Prompt: Can you find the lines of the listing that include "page" and copy every one?

___ Stored data ___

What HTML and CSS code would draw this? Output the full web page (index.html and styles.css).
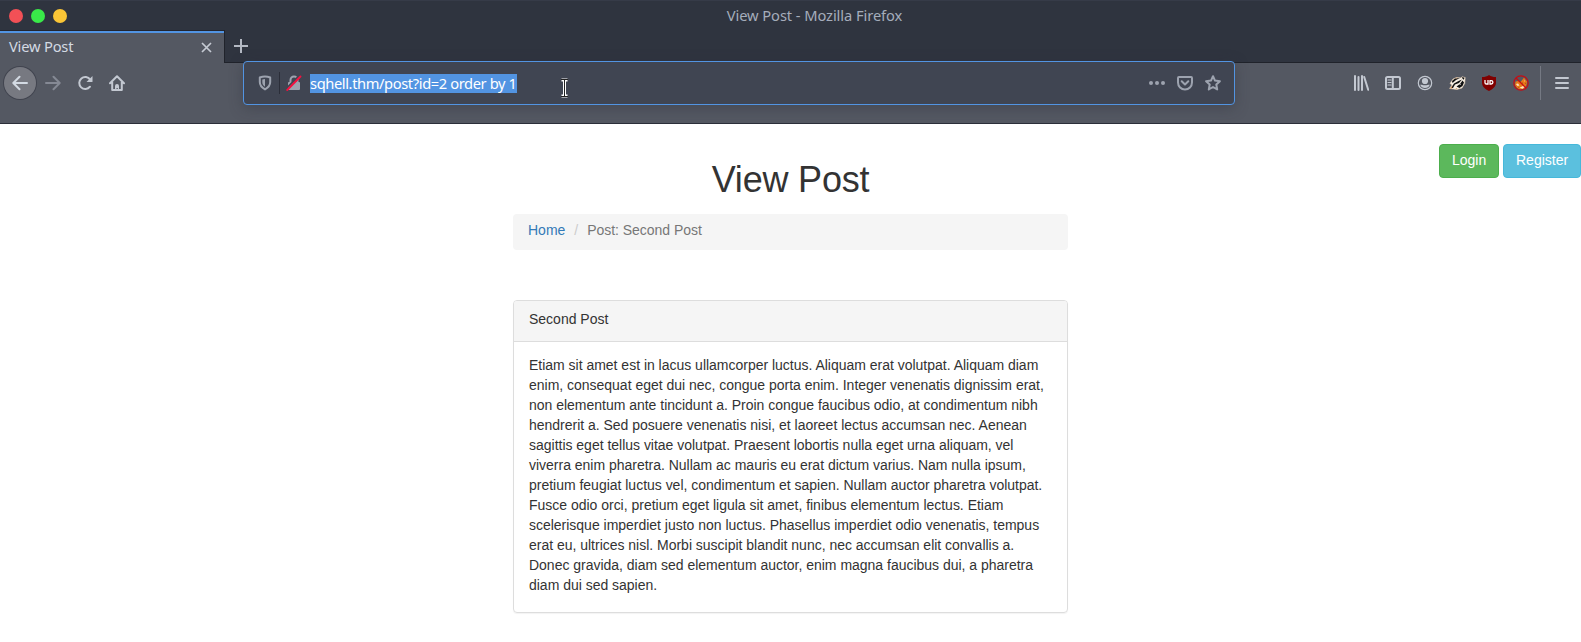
FILE: index.html
```html
<!DOCTYPE html>
<html lang="en">
<head>
<meta charset="utf-8">
<title>View Post</title>
<link rel="stylesheet" href="styles.css">
</head>
<body>
<header class="browser">
  <div class="titlebar">
    <div class="lights"><i class="light red"></i><i class="light green"></i><i class="light amber"></i></div>
    <div class="window-title"><span>View Post - Mozilla Firefox</span></div>
  </div>
  <div class="tabs">
    <div class="tab"><span class="tab-label">View Post</span>
      <svg class="close" width="11" height="11" viewBox="0 0 11 11"><path d="M1 1l9 9M10 1l-9 9"/></svg>
    </div>
    <svg class="plus" width="14" height="14" viewBox="0 0 14 14"><path d="M7 0v14M0 7h14"/></svg>
  </div>
  <div class="toolbar">
    <div class="nav">
      <span class="tool back"><svg width="16" height="16" viewBox="0 0 16 16"><path class="line" d="M15 8H1.500M7.500 1.800L1.300 8l6.200 6.200"/></svg></span>
      <span class="tool dim"><svg width="16" height="16" viewBox="0 0 16 16"><path class="line" d="M1 8h13.500M8.500 1.800L14.700 8l-6.200 6.200"/></svg></span>
      <span class="tool"><svg width="16" height="16" viewBox="0 0 16 16"><path class="line" d="M13.200 4.600A6 6 0 1 0 13 11.700"/><path class="solid" d="M15.500 1v5.400a.6.600 0 0 1-.6.600H9.500z"/></svg></span>
      <span class="tool"><svg width="16" height="16" viewBox="0 0 16 16"><path class="line" d="M1 8.200L8 1.200l7 7M3.200 7v8h9.600V7"/><path class="solid" d="M6 15v-4a2 2 0 0 1 4 0v4H8.800v-2H7.500v2z"/></svg></span>
    </div>
    <div class="urlbar">
      <svg class="shield" width="14" height="16" viewBox="0 0 14 16"><path class="line" d="M7 1.500c2 0 3.700.4 5.200 1v4.600c0 3.200-2 5.600-5.200 7.300C3.800 12.700 1.800 10.300 1.800 7.100V2.500C3.300 1.900 5 1.500 7 1.500z"/><path class="solid" d="M7 4v7.700C5.200 10.500 4.300 9 4.300 7V4.500C5 4.200 6 4 7 4z"/></svg>
      <i class="url-divider"></i>
      <svg class="lock" width="16" height="16" viewBox="0 0 16 16"><path class="line" d="M4.500 8V5a3.500 3.500 0 0 1 7 0v3"/><rect class="solid" x="2" y="7" width="12" height="8" rx="1"/><path class="gap" d="M0 14L13 1"/><path class="strike" d="M1.200 15L14.500 1.500"/></svg>
      <span class="url"><span class="url-text">sqhell.thm/post?id=2 order by 1</span></span>
      <div class="url-actions">
        <svg width="16" height="16" viewBox="0 0 16 16"><circle class="solid" cx="2" cy="8" r="2"/><circle class="solid" cx="8" cy="8" r="2"/><circle class="solid" cx="14" cy="8" r="2"/></svg>
        <svg width="16" height="16" viewBox="0 0 16 16"><path class="line" d="M1.900 2h12.200a.9.900 0 0 1 .9.900V7.500a7 7 0 0 1-14 0V2.900a.9.900 0 0 1 .9-.9z"/><path class="line" d="M4.700 6.300L8 9.500l3.300-3.200"/></svg>
        <svg width="16" height="16" viewBox="0 0 16 16"><path class="line" d="M8 1.200l2 4.400 4.900.6-3.600 3.300.9 4.900L8 12l-4.200 2.400.9-4.900L1.100 6.200 6 5.600z"/></svg>
      </div>
      <svg class="ibeam" width="9" height="20" viewBox="0 0 9 20"><path class="ibeam-edge" d="M1.500 2h6M4.500 2v16M1.500 18h6"/><path class="ibeam-core" d="M1 1.500h7M4.500 1.500v17M1 18.500h7"/></svg>
    </div>
    <div class="extras">
      <span class="tool"><svg width="16" height="16" viewBox="0 0 16 16"><path class="line" d="M2 1v14M5.500 2v13M9 1v14M11.200 2l4 12.800"/></svg></span>
      <span class="tool"><svg width="16" height="16" viewBox="0 0 16 16"><rect class="line" x="1" y="2" width="14" height="12" rx="1.500"/><path class="line" d="M7.800 2v12"/><path class="line thin" d="M3 5h3M3 7.500h3M3 10h3"/></svg></span>
      <span class="tool"><svg width="16" height="16" viewBox="0 0 16 16"><circle class="line thin" cx="8" cy="8" r="6.700"/><circle class="solid" cx="8" cy="6" r="3.100"/><path class="solid" d="M3.200 9.800c1.300-.5 2 .5 4.800.5s3.500-1 4.800-.5a5.200 5.200 0 0 1-9.600 0z"/></svg></span>
      <span class="tool"><svg width="17" height="16" viewBox="0 0 17 16"><path fill="#f7efe4" stroke="#e7d0b4" stroke-width=".6" d="M.6 13.500L3 10 1 8.500 4 4l3.500-1.500L12 3l1-1.200 3.200.7-.5 6L13 13l-5 1.500z"/><path fill="#111" d="M3 6l3-2.500 5-.5-4 2-3.500 3zM2 13l3-4.500L9.500 6l3.500-1.500L10 8l-4 1.500L4 13zM7.500 11.500L11 9l2.500-3.500 1.500 2-1.500 3.500-3 2zM13 2l2.500.8-.7 2-1.300-1z"/><path fill="#fff" d="M10.500 9.500l1-.7.300.8-.8.500z"/><path fill="#c8844a" d="M1 13.200l2.200-2.500-.2 2.800zM6 3.200l2.500-.8-1 1zM6.500 13l2 .3-1 .8z"/></svg></span>
      <span class="tool"><svg width="16" height="16" viewBox="0 0 16 16"><path fill="#800000" d="M8 0c2 1.500 4 2 7 2v5.500c0 4-3 6.500-7 8.500-4-2-7-4.500-7-8.500V2c3 0 5-.5 7-2z"/><path fill="none" stroke="#fff" stroke-width="1.300" d="M4 5v2.700c0 .8.500 1.300 1.500 1.300H7V5M9 5.600v3.400h1.200a1.700 1.700 0 0 0 0-3.400H8.500"/></svg></span>
      <span class="tool"><svg width="16" height="16" viewBox="0 0 16 16"><path fill="#e87918" d="M2.500 6.500L5 6l2.500 1L10 4l1-1.500 1.500 2.200L14 6.500 13.500 10l-2 3.500L7 14.500 4 13l-2-3z"/><path fill="#fbe5bf" d="M3 9l2-.5 1.500 2L4.500 11zM6.500 12.800L10 11l2 .5-2.500 2.300zM11 5.500l1.200.2-.6 1z"/><path fill="#7b3c0c" d="M8.500 8l1.300-.5v1.300zM12 7.700l1 .3-.7 1zM5.500 12l1 .8-1 .2z"/><circle cx="8" cy="8" r="7.200" fill="none" stroke="#c90c13" stroke-width="1.200"/><path fill="none" stroke="#c90c13" stroke-width="1.200" d="M3 3l10 10"/></svg></span>
      <i class="divider"></i>
      <span class="tool"><svg width="14" height="14" viewBox="0 0 14 14"><path class="line" d="M1 2h12M1 7h12M1 12h12"/></svg></span>
    </div>
  </div>
</header>
<main class="page">
  <div class="account"><a class="btn login">Login</a><a class="btn register">Register</a></div>
  <div class="column">
    <h1>View Post</h1>
    <nav class="breadcrumb"><a>Home</a><span class="sep">/</span><span class="active">Post: Second Post</span></nav>
    <article class="panel">
      <div class="panel-heading">Second Post</div>
      <p class="panel-body">Etiam sit amet est in lacus ullamcorper luctus. Aliquam erat volutpat. Aliquam diam<br>enim, consequat eget dui nec, congue porta enim. Integer venenatis dignissim erat,<br>non elementum ante tincidunt a. Proin congue faucibus odio, at condimentum nibh<br>hendrerit a. Sed posuere venenatis nisi, et laoreet lectus accumsan nec. Aenean<br>sagittis eget tellus vitae volutpat. Praesent lobortis nulla eget urna aliquam, vel<br>viverra enim pharetra. Nullam ac mauris eu erat dictum varius. Nam nulla ipsum,<br>pretium feugiat luctus vel, condimentum et sapien. Nullam auctor pharetra volutpat.<br>Fusce odio orci, pretium eget ligula sit amet, finibus elementum lectus. Etiam<br>scelerisque imperdiet justo non luctus. Phasellus imperdiet odio venenatis, tempus<br>erat eu, ultrices nisl. Morbi suscipit blandit nunc, nec accumsan elit convallis a.<br>Donec gravida, diam sed elementum auctor, enim magna faucibus dui, a pharetra<br>diam dui sed sapien.</p>
    </article>
  </div>
</main>
</body>
</html>
```
FILE: styles.css
```css
* { box-sizing: border-box; }
body { margin: 0; height: 642px; overflow: hidden; background: #fff; color: #333; font: 14px/20px "Liberation Sans", Arial, sans-serif; }
svg { display: block; flex: none; }
.browser { height: 124px; background: #545862; border-bottom: 1px solid #2b2e39; font-family: "Noto Sans", sans-serif; color: #d3dae3; }
.titlebar { height: 30px; background: #2f343f; border-top: 1px solid #363b48; display: grid; grid-template-columns: 1fr auto 1fr; align-items: center; }
.lights { display: flex; gap: 8px; padding-left: 9px; }
.light { width: 14px; height: 14px; border-radius: 50%; }
.red { background: #f25056; }
.green { background: #39ea49; }
.amber { background: #fac536; }
.window-title { padding: 0 0 2px 48px; margin-right: -48px; transform: translateX(-24px); font-size: 14.700px; letter-spacing: -.08px; color: #a5adbb; white-space: nowrap; }
.tabs { height: 33px; background: #2f343f; border-bottom: 1px solid #20232b; display: flex; align-items: flex-start; }
.tab { width: 225px; height: 33px; background: #545862; border-top: 1px solid #23252e; border-right: 1px solid #20232b; box-shadow: inset 0 2px #5294e2; display: flex; align-items: center; justify-content: space-between; padding: 1px 12px 0 9px; }
.tab-label { padding-bottom: 4px; font-size: 14.700px; letter-spacing: -.2px; }
.close { stroke: #c5cad3; stroke-width: 1.700; }
.plus { margin: 9px 0 0 9px; stroke: #b3b8c2; stroke-width: 2; }
.toolbar { height: 40px; display: flex; align-items: center; }
.nav { width: 243px; display: flex; padding-left: 4px; }
.tool { width: 32px; height: 32px; display: flex; align-items: center; justify-content: center; color: #c3c8d1; }
.back { margin-right: 1px; border-radius: 50%; background: #777981; box-shadow: 0 0 0 1px #41444f; color: #d3dae3; }
.dim { color: #858994; }
.line { fill: none; stroke: currentColor; stroke-width: 2; stroke-linejoin: round; stroke-linecap: round; }
.thin { stroke-width: 1.200; }
.solid { fill: currentColor; }
.urlbar { position: relative; width: 992px; height: 44px; flex: none; display: flex; align-items: center; padding: 0 13px 0 14px; background: #404552; border: 1px solid #5294e2; border-radius: 4px; box-shadow: 0 3px 14px rgba(45,48,60,.4); color: #9da3af; }
.url-divider { width: 1px; height: 22px; margin: 0 6px 0 7px; background: #2b2e39; }
.lock .gap { stroke: #404552; stroke-width: 2; }
.lock .strike { stroke: #f5103f; stroke-width: 1.800; stroke-linecap: round; }
.url { margin-left: 8px; flex: 1; display: flex; }
.url-text { height: 19px; line-height: 19px; background: #5294e2; color: #fff; font-size: 14.700px; letter-spacing: -.4px; white-space: nowrap; }
.url-actions { display: flex; gap: 12px; }
.ibeam { position: absolute; left: 316px; top: 16px; }
.ibeam-edge { fill: none; stroke: #fff; stroke-width: 3; }
.ibeam-core { fill: none; stroke: #222; stroke-width: 1; }
.extras { margin-left: auto; display: flex; align-items: center; padding-right: 3px; }
.divider { width: 1px; height: 34px; margin: 0 5px 0 3px; background: #757983; }
.page { display: grid; grid-template-columns: 1fr 555px 1fr; }
.account { grid-column: 3; grid-row: 1; display: flex; justify-content: flex-end; align-items: flex-start; gap: 4px; padding-top: 20px; }
.btn { height: 34px; padding: 5px 12px; border: 1px solid; border-radius: 4px; color: #fff; }
.login { width: 60px; background: #5cb85c; border-color: #4cae4c; }
.register { width: 78px; background: #5bc0de; border-color: #46b8da; }
.column { grid-column: 2; grid-row: 1; }
h1 { margin: 36px 0 0; height: 54px; font-size: 36px; line-height: 40px; letter-spacing: -.2px; font-weight: 500; text-align: center; }
.breadcrumb { height: 36px; padding: 6px 15px; border-radius: 4px; background: #f5f5f5; display: flex; }
.breadcrumb a { color: #337ab7; }
.sep { color: #ccc; padding: 0 9px; }
.active { color: #777; letter-spacing: -.04px; }
.panel { margin-top: 50px; height: 313px; border: 1px solid #ddd; border-radius: 4px; box-shadow: 0 1px 1px rgba(0,0,0,.05); }
.panel-heading { height: 41px; padding: 8px 15px; background: #f5f5f5; border-bottom: 1px solid #ddd; border-radius: 3px 3px 0 0; }
.panel-body { margin: 0; padding: 13px 15px; white-space: nowrap; letter-spacing: -.014px; }
```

___

Expected answer:
What HTML and CSS code would draw this? Output the full web page (index.html and styles.css).
<main class="page">
.page { display: grid; grid-template-columns: 1fr 555px 1fr; }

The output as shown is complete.